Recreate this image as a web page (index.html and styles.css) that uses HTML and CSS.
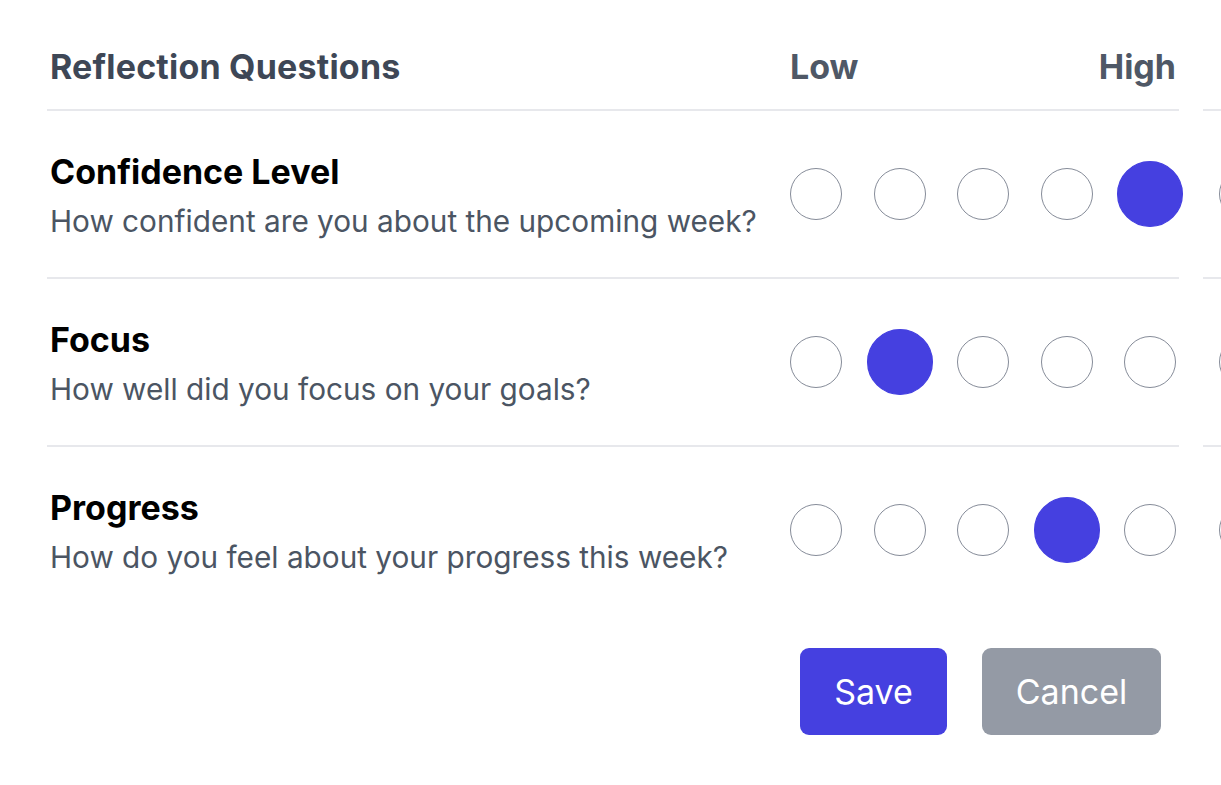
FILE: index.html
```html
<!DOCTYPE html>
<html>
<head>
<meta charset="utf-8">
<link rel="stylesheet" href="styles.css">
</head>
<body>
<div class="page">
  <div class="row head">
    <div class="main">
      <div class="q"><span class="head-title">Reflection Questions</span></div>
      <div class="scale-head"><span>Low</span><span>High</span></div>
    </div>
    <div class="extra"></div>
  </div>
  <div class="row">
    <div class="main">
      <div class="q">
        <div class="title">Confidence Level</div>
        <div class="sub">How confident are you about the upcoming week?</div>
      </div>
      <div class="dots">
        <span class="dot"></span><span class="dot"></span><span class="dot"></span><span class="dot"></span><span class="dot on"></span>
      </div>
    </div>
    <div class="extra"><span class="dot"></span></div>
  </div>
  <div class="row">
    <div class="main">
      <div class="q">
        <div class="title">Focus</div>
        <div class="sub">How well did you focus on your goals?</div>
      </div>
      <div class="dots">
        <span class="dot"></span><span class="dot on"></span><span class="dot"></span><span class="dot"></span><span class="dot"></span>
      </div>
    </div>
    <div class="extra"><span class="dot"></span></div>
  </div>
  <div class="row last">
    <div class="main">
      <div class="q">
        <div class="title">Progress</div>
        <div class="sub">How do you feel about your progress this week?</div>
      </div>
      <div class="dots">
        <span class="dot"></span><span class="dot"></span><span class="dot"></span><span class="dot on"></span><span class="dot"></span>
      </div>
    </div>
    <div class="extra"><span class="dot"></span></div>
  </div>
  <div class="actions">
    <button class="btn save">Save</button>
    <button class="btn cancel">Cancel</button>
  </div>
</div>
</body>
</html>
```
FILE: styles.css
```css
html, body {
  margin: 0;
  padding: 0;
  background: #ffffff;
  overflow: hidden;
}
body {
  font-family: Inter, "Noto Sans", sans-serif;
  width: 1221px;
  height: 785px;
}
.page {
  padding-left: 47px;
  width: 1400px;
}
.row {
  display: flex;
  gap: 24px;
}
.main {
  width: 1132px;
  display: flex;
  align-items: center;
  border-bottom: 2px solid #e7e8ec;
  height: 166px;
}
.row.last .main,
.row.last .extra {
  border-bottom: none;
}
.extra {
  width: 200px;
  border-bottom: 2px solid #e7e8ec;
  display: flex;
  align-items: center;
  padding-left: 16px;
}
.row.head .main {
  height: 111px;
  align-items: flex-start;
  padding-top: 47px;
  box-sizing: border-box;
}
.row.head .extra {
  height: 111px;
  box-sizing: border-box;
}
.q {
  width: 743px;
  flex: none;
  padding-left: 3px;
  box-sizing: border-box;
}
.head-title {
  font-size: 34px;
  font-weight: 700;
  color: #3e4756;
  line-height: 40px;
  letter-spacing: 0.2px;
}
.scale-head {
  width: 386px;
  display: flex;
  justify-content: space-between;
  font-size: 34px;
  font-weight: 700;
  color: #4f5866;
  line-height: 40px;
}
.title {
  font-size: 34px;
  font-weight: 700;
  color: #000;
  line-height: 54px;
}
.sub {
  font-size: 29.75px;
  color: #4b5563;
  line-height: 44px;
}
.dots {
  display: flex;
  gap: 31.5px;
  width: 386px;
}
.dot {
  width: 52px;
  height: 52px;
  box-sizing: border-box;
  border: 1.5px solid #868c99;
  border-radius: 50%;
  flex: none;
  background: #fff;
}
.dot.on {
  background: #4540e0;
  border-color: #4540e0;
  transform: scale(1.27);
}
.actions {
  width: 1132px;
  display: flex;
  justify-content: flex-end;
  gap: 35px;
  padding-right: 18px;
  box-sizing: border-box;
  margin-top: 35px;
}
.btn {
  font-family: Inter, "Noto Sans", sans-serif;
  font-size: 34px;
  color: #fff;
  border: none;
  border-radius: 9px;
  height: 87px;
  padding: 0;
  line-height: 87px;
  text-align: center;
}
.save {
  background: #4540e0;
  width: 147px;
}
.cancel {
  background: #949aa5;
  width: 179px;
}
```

*Task*
Copy out each line exactly, without the pictures.

*Exercise answer*
Recreate this image as a web page (index.html and styles.css) that uses HTML and CSS.
FILE: index.html
```html
<!DOCTYPE html>
<html>
<head>
<meta charset="utf-8">
<link rel="stylesheet" href="styles.css">
</head>
<body>
<div class="page">
  <div class="row head">
    <div class="main">
      <div class="q"><span class="head-title">Reflection Questions</span></div>
      <div class="scale-head"><span>Low</span><span>High</span></div>
    </div>
    <div class="extra"></div>
  </div>
  <div class="row">
    <div class="main">
      <div class="q">
        <div class="title">Confidence Level</div>
        <div class="sub">How confident are you about the upcoming week?</div>
      </div>
      <div class="dots">
        <span class="dot"></span><span class="dot"></span><span class="dot"></span><span class="dot"></span><span class="dot on"></span>
      </div>
    </div>
    <div class="extra"><span class="dot"></span></div>
  </div>
  <div class="row">
    <div class="main">
      <div class="q">
        <div class="title">Focus</div>
        <div class="sub">How well did you focus on your goals?</div>
      </div>
      <div class="dots">
        <span class="dot"></span><span class="dot on"></span><span class="dot"></span><span class="dot"></span><span class="dot"></span>
      </div>
    </div>
    <div class="extra"><span class="dot"></span></div>
  </div>
  <div class="row last">
    <div class="main">
      <div class="q">
        <div class="title">Progress</div>
        <div class="sub">How do you feel about your progress this week?</div>
      </div>
      <div class="dots">
        <span class="dot"></span><span class="dot"></span><span class="dot"></span><span class="dot on"></span><span class="dot"></span>
      </div>
    </div>
    <div class="extra"><span class="dot"></span></div>
  </div>
  <div class="actions">
    <button class="btn save">Save</button>
    <button class="btn cancel">Cancel</button>
  </div>
</div>
</body>
</html>
```
FILE: styles.css
```css
html, body {
  margin: 0;
  padding: 0;
  background: #ffffff;
  overflow: hidden;
}
body {
  font-family: Inter, "Noto Sans", sans-serif;
  width: 1221px;
  height: 785px;
}
.page {
  padding-left: 47px;
  width: 1400px;
}
.row {
  display: flex;
  gap: 24px;
}
.main {
  width: 1132px;
  display: flex;
  align-items: center;
  border-bottom: 2px solid #e7e8ec;
  height: 166px;
}
.row.last .main,
.row.last .extra {
  border-bottom: none;
}
.extra {
  width: 200px;
  border-bottom: 2px solid #e7e8ec;
  display: flex;
  align-items: center;
  padding-left: 16px;
}
.row.head .main {
  height: 111px;
  align-items: flex-start;
  padding-top: 47px;
  box-sizing: border-box;
}
.row.head .extra {
  height: 111px;
  box-sizing: border-box;
}
.q {
  width: 743px;
  flex: none;
  padding-left: 3px;
  box-sizing: border-box;
}
.head-title {
  font-size: 34px;
  font-weight: 700;
  color: #3e4756;
  line-height: 40px;
  letter-spacing: 0.2px;
}
.scale-head {
  width: 386px;
  display: flex;
  justify-content: space-between;
  font-size: 34px;
  font-weight: 700;
  color: #4f5866;
  line-height: 40px;
}
.title {
  font-size: 34px;
  font-weight: 700;
  color: #000;
  line-height: 54px;
}
.sub {
  font-size: 29.75px;
  color: #4b5563;
  line-height: 44px;
}
.dots {
  display: flex;
  gap: 31.5px;
  width: 386px;
}
.dot {
  width: 52px;
  height: 52px;
  box-sizing: border-box;
  border: 1.5px solid #868c99;
  border-radius: 50%;
  flex: none;
  background: #fff;
}
.dot.on {
  background: #4540e0;
  border-color: #4540e0;
  transform: scale(1.27);
}
.actions {
  width: 1132px;
  display: flex;
  justify-content: flex-end;
  gap: 35px;
  padding-right: 18px;
  box-sizing: border-box;
  margin-top: 35px;
}
.btn {
  font-family: Inter, "Noto Sans", sans-serif;
  font-size: 34px;
  color: #fff;
  border: none;
  border-radius: 9px;
  height: 87px;
  padding: 0;
  line-height: 87px;
  text-align: center;
}
.save {
  background: #4540e0;
  width: 147px;
}
.cancel {
  background: #949aa5;
  width: 179px;
}
```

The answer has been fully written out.